The private sector - from pharmacies to supermarkets and food manufacturers - should play a bigger role in schemes to improve public health, the prime minister was told today.
Private sector marketing of foods could provide a model for government campaigns aimed at trying to make people adopt healthier lifestyles, according to a series of reports on improving the nation's health.
The reports have been prepared for Tony Blair by a range of interested parties, including the pharmaceutical industry, food retailers, thinktanks and public health experts.
The pharmaceutical chain Boots advocates public health campaigns adopting similar messages to its own marketing campaigns for medicines.
In its paper, Boots' head of corporate affairs, Peter Gibson, writes that people are more likely to buy treatments for minor ailments that "allow them to feel empowered and more in control of their health".

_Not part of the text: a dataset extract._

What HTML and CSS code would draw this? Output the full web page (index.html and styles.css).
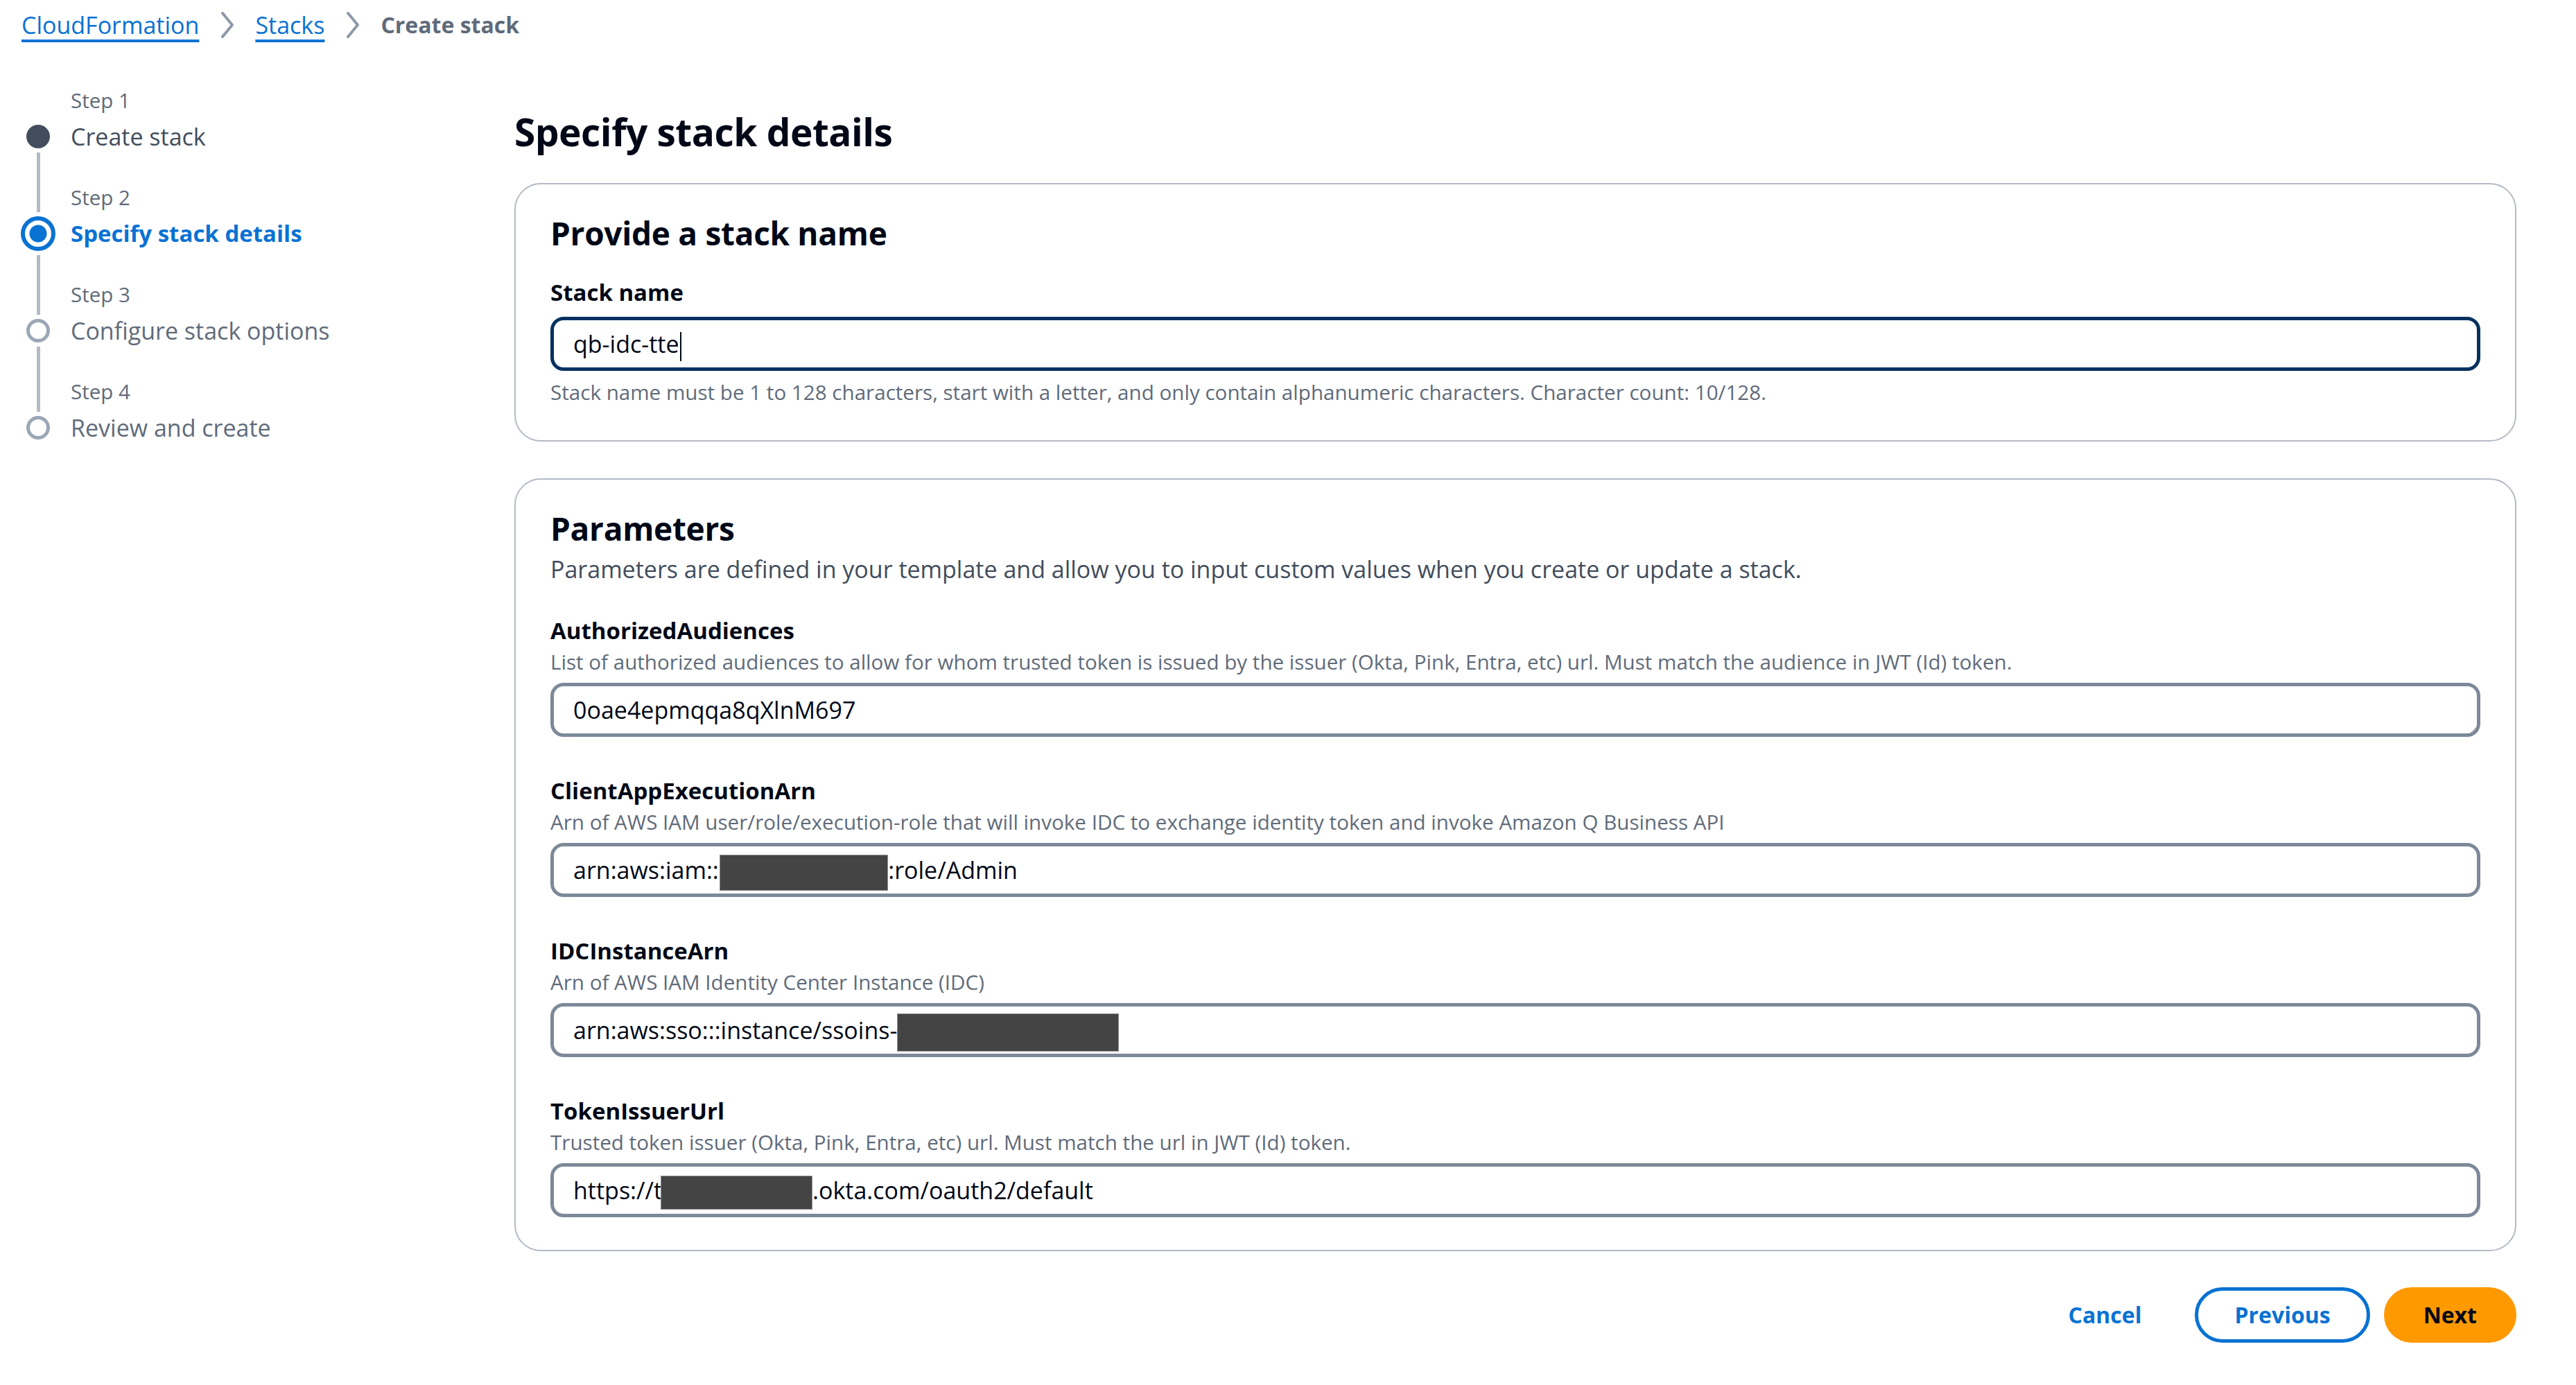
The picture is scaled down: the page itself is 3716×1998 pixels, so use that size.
FILE: index.html
```html
<!DOCTYPE html>
<html lang="en">
<head>
<meta charset="utf-8">
<title>Create stack</title>
<link rel="stylesheet" href="styles.css">
</head>
<body>
<nav class="breadcrumbs">
  <a class="crumb-link" href="#">CloudFormation</a>
  <svg class="crumb-sep" width="24" height="40" viewBox="0 0 24 40" aria-hidden="true"><polyline points="5,3 19,20 5,37" fill="none" stroke="#8d99a8" stroke-width="4" stroke-linejoin="round" stroke-linecap="round"/></svg>
  <a class="crumb-link" href="#">Stacks</a>
  <svg class="crumb-sep" width="24" height="40" viewBox="0 0 24 40" aria-hidden="true"><polyline points="5,3 19,20 5,37" fill="none" stroke="#8d99a8" stroke-width="4" stroke-linejoin="round" stroke-linecap="round"/></svg>
  <span class="crumb-current">Create stack</span>
</nav>

<div class="layout">
  <ol class="steps">
    <li class="step step-first">
      <div class="rail"><span class="seg seg-top"></span><span class="dot dot-done"></span><span class="seg seg-bottom"></span></div>
      <span class="step-num">Step 1</span>
      <span class="step-title title-done">Create stack</span>
    </li>
    <li class="step">
      <div class="rail"><span class="seg seg-top seg-top-active"></span><span class="dot dot-active"></span><span class="seg seg-bottom"></span></div>
      <span class="step-num">Step 2</span>
      <span class="step-title title-active">Specify stack details</span>
    </li>
    <li class="step">
      <div class="rail"><span class="seg seg-top"></span><span class="dot dot-todo"></span><span class="seg seg-bottom"></span></div>
      <span class="step-num">Step 3</span>
      <span class="step-title title-todo">Configure stack options</span>
    </li>
    <li class="step step-last">
      <div class="rail"><span class="seg seg-top"></span><span class="dot dot-todo"></span><span class="seg seg-bottom"></span></div>
      <span class="step-num">Step 4</span>
      <span class="step-title title-todo">Review and create</span>
    </li>
  </ol>

  <main class="main">
    <h1 class="page-title">Specify stack details</h1>

    <section class="card card-name">
      <h2 class="card-title">Provide a stack name</h2>
      <div class="field field-first">
        <label class="field-label">Stack name</label>
        <div class="text-input text-input-focused">qb-idc-tte<span class="caret"></span></div>
        <p class="field-hint">Stack name must be 1 to 128 characters, start with a letter, and only contain alphanumeric characters. Character count: 10/128.</p>
      </div>
    </section>

    <section class="card card-params">
      <h2 class="card-title">Parameters</h2>
      <p class="card-desc">Parameters are defined in your template and allow you to input custom values when you create or update a stack.</p>

      <div class="field field-first">
        <label class="field-label">AuthorizedAudiences</label>
        <p class="field-desc">List of authorized audiences to allow for whom trusted token is issued by the issuer (Okta, Pink, Entra, etc) url. Must match the audience in JWT (Id) token.</p>
        <textarea class="text-area" rows="1">0oae4epmqqa8qXlnM697</textarea>
      </div>

      <div class="field">
        <label class="field-label">ClientAppExecutionArn</label>
        <p class="field-desc">Arn of AWS IAM user/role/execution-role that will invoke IDC to exchange identity token and invoke Amazon Q Business API</p>
        <div class="text-input">arn:aws:iam::7<span class="redact redact-account"></span>:role/Admin</div>
      </div>

      <div class="field">
        <label class="field-label">IDCInstanceArn</label>
        <p class="field-desc">Arn of AWS IAM Identity Center Instance (IDC)</p>
        <div class="text-input">arn:aws:sso:::instance/ssoins-7<span class="redact redact-instance"></span></div>
      </div>

      <div class="field">
        <label class="field-label">TokenIssuerUrl</label>
        <p class="field-desc">Trusted token issuer (Okta, Pink, Entra, etc) url. Must match the url in JWT (Id) token.</p>
        <div class="text-input">https://t<span class="redact redact-domain"></span>.okta.com/oauth2/default</div>
      </div>
    </section>

    <div class="actions">
      <button class="btn btn-link" type="button">Cancel</button>
      <button class="btn btn-normal" type="button">Previous</button>
      <button class="btn btn-primary" type="button">Next</button>
    </div>
  </main>
</div>
</body>
</html>
```

FILE: styles.css
```css
* {
  box-sizing: border-box;
}

html, body {
  margin: 0;
  background: #ffffff;
}

body {
  padding: 12px 86px 0 31px;
  font-family: "Open Sans", "Noto Sans", "Liberation Sans", sans-serif;
  font-size: 34px;
  color: #000716;
}

/* Breadcrumbs */
.breadcrumbs {
  display: flex;
  align-items: center;
  height: 48px;
  line-height: 48px;
}

.crumb-link {
  color: #0972d3;
  text-decoration: underline;
  text-decoration-thickness: 4px;
  text-underline-offset: 8px;
}

.crumb-sep {
  display: block;
  margin: 0 28px 0 29px;
}

.crumb-current {
  color: #5f6b7a;
  font-size: 32px;
  font-weight: 700;
}

/* Layout */
.layout {
  display: grid;
  grid-template-columns: 711px 1fr;
  margin-top: 66px;
}

/* Steps */
.steps {
  list-style: none;
  margin: 0;
  padding: 0;
}

.step {
  display: grid;
  grid-template-columns: 48px 1fr;
  grid-template-rows: 49px 44px 47px;
  column-gap: 23px;
}

.rail {
  grid-column: 1;
  grid-row: 1 / 4;
  display: flex;
  flex-direction: column;
  align-items: center;
}

.seg {
  width: 5px;
  background: #b4bbc6;
}

.seg-top {
  height: 48px;
  flex: none;
}

.seg-top-active {
  height: 40px;
}

.seg-bottom {
  flex: 1;
}

.step-first .seg-top,
.step-last .seg-bottom {
  visibility: hidden;
}

.dot {
  flex: none;
  border-radius: 50%;
  margin: 6px 0;
}

.dot-done {
  width: 34px;
  height: 34px;
  background: #414d5c;
}

.dot-active {
  width: 50px;
  height: 50px;
  border: 6px solid #0972d3;
  background: radial-gradient(circle, #0972d3 0, #0972d3 12px, #ffffff 13px);
}

.dot-todo {
  width: 34px;
  height: 34px;
  border: 5px solid #9ba7b6;
  background: #ffffff;
}

.step-num {
  grid-column: 2;
  grid-row: 1;
  align-self: start;
  font-size: 29.5px;
  line-height: 38px;
  color: #5f6b7a;
}

.step-title {
  grid-column: 2;
  grid-row: 2;
  line-height: 44px;
  white-space: nowrap;
}

.title-done {
  color: #414d5c;
}

.title-active {
  color: #0972d3;
  font-size: 33px;
  font-weight: 700;
}

.title-todo {
  color: #5f6b7a;
}

/* Main */
.main {
  padding-top: 30px;
}

.page-title {
  margin: 0 0 40px;
  font-size: 55px;
  line-height: 68px;
  font-weight: 700;
  letter-spacing: -0.5px;
}

.card {
  border: 2px solid #b4bbc6;
  border-radius: 38px;
  padding: 42px 50px 48px;
}

.card-params {
  margin-top: 53px;
  padding-bottom: 47px;
}

.card-title {
  margin: 0;
  font-size: 46px;
  line-height: 56px;
  font-weight: 700;
  letter-spacing: -0.3px;
}

.card-desc {
  margin: 8px 0 0;
  line-height: 46px;
  color: #414d5c;
}

.field {
  margin-top: 54px;
}

.card-name .field-first {
  margin-top: 34px;
}

.card-params .field-first {
  margin-top: 42px;
}

.field-label {
  display: block;
  font-size: 33px;
  font-weight: 700;
  line-height: 48px;
}

.field-desc {
  margin: 0;
  font-size: 29.6px;
  line-height: 42px;
  color: #5f6b7a;
}

.field-hint {
  margin: 10px 0 0;
  font-size: 29.6px;
  line-height: 42px;
  color: #5f6b7a;
}

.text-input,
.text-area {
  display: block;
  width: 100%;
  height: 78px;
  margin-top: 9px;
  padding: 0 28px;
  border: 5px solid #7d8998;
  border-radius: 19px;
  background: #ffffff;
  font-family: inherit;
  font-size: 34px;
  line-height: 68px;
  color: #000716;
  white-space: nowrap;
  overflow: hidden;
}

.card-name .text-input {
  margin-top: 11px;
}

.text-input-focused {
  border-color: #033160;
}

.text-area {
  resize: vertical;
  outline: none;
}

.caret {
  display: inline-block;
  width: 2px;
  height: 42px;
  margin-left: 1px;
  background: #000716;
  vertical-align: middle;
}

.redact {
  display: inline-block;
  height: 52px;
  background: #444444;
  border: 1px solid #8f8f8f;
  vertical-align: middle;
}

.redact-account {
  width: 243px;
  margin-left: -18px;
}

.redact-instance {
  width: 320px;
  height: 55px;
  margin-left: -20px;
}

.redact-domain {
  width: 219px;
  height: 49px;
  margin-left: -2px;
}

/* Actions */
.actions {
  display: flex;
  justify-content: flex-end;
  gap: 20px;
  margin-top: 52px;
}

.btn {
  height: 80px;
  padding: 0 52px;
  border: 5px solid transparent;
  border-radius: 40px;
  background: transparent;
  font-family: inherit;
  font-size: 32px;
  font-weight: 700;
  line-height: 68px;
  cursor: pointer;
}

.btn-link {
  color: #0972d3;
}

.btn-normal {
  border-color: #0972d3;
  color: #0972d3;
  background: #ffffff;
}

.btn-primary {
  background: #ff9900;
  border-color: #ff9900;
  color: #000716;
}
```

One example was the chain's "hayfever survival kit", which was "really just a way of packaging up advice and discounting the more effective treatments".
But Boots believes presentation of health messages is key to their success as the kit was viewed as "much more empowering" by consumers.
Mr Gibson added that advertising that offered consumers a positive result - such as reducing hair loss or the appearance of wrinkles - encouraged greater commitment to change their behaviour - ie buy a particular product.
His paper also questioned the role of family doctors in preventing ill health, as Boots' research had found 84% of people would not go to see their GP until they were seriously ill. He writes: "Therefore, what role for GPs in health promotion?"
In another paper - produced in association with Boots - David Taylor, professor of pharmaceutical and public health policy at the University of London, advocates an expanded role for the private and voluntary sectors.
He writes: "Individuals, charities, companies and the state should work together to identify common goals, and use their combined resources to achieve them."
The professor suggests that the state should relinquish providing some healthcare services in the home as it would be "better" for people if they obtained them from commercial providers.
He writes: "Walking to the shops' for food and medicines (and perhaps some social contact) may in many ways be better for health than using home delivery services."
Most of the reports, shared the view that the government's most effective means of improving public health was through regulation - such as the forthcoming ban on public smoking.
But local initiatives - either by community groups or retailers - were more likely to encourage people to change their behaviour as they were not regarded as nanny state schemes.